- What to do -
Of the lines in the data below, count the ones holding the string "React", and answer with that number only.

- Dataset excerpts -
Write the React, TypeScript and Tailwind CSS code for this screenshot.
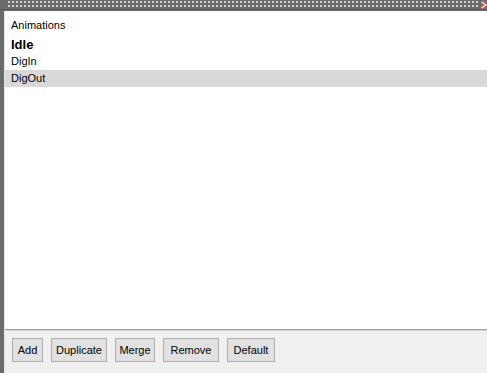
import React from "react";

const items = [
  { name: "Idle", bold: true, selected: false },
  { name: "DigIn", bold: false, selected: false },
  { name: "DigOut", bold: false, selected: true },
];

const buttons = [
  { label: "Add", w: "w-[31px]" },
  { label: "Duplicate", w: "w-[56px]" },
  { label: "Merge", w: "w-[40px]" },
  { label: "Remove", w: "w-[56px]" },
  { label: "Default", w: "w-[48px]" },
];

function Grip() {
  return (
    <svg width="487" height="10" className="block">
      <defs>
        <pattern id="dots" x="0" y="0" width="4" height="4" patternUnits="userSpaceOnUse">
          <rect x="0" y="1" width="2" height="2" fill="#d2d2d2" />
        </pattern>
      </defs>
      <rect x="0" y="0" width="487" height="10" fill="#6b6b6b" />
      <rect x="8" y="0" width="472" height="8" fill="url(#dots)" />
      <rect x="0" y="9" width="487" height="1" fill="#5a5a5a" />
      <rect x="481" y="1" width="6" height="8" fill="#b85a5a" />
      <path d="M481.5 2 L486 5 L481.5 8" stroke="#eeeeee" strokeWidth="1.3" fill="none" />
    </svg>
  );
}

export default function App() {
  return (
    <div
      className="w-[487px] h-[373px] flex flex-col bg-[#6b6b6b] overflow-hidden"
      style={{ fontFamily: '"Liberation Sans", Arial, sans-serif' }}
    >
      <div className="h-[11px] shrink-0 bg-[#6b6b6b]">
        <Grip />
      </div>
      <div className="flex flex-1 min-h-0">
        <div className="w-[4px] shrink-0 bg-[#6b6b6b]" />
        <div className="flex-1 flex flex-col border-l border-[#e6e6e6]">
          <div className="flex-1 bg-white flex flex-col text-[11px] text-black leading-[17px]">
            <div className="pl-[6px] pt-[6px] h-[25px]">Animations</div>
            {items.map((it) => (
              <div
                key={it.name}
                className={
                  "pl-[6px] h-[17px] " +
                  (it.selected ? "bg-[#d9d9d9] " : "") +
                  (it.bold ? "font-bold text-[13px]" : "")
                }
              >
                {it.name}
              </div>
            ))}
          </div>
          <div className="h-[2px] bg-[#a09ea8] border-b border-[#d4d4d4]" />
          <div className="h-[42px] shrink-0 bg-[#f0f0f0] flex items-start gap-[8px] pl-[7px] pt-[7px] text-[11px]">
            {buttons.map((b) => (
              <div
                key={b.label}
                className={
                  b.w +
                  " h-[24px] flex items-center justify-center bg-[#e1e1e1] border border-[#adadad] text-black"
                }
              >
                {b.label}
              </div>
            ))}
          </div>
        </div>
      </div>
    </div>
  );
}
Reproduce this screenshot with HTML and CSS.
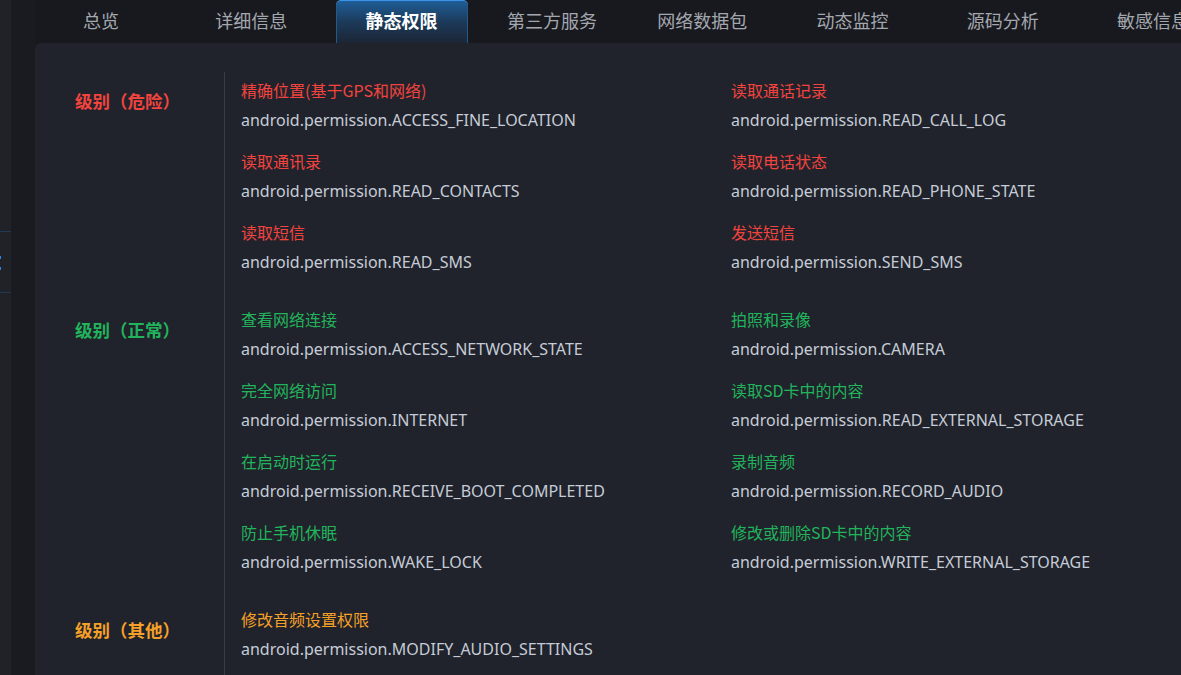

- Written solution -
2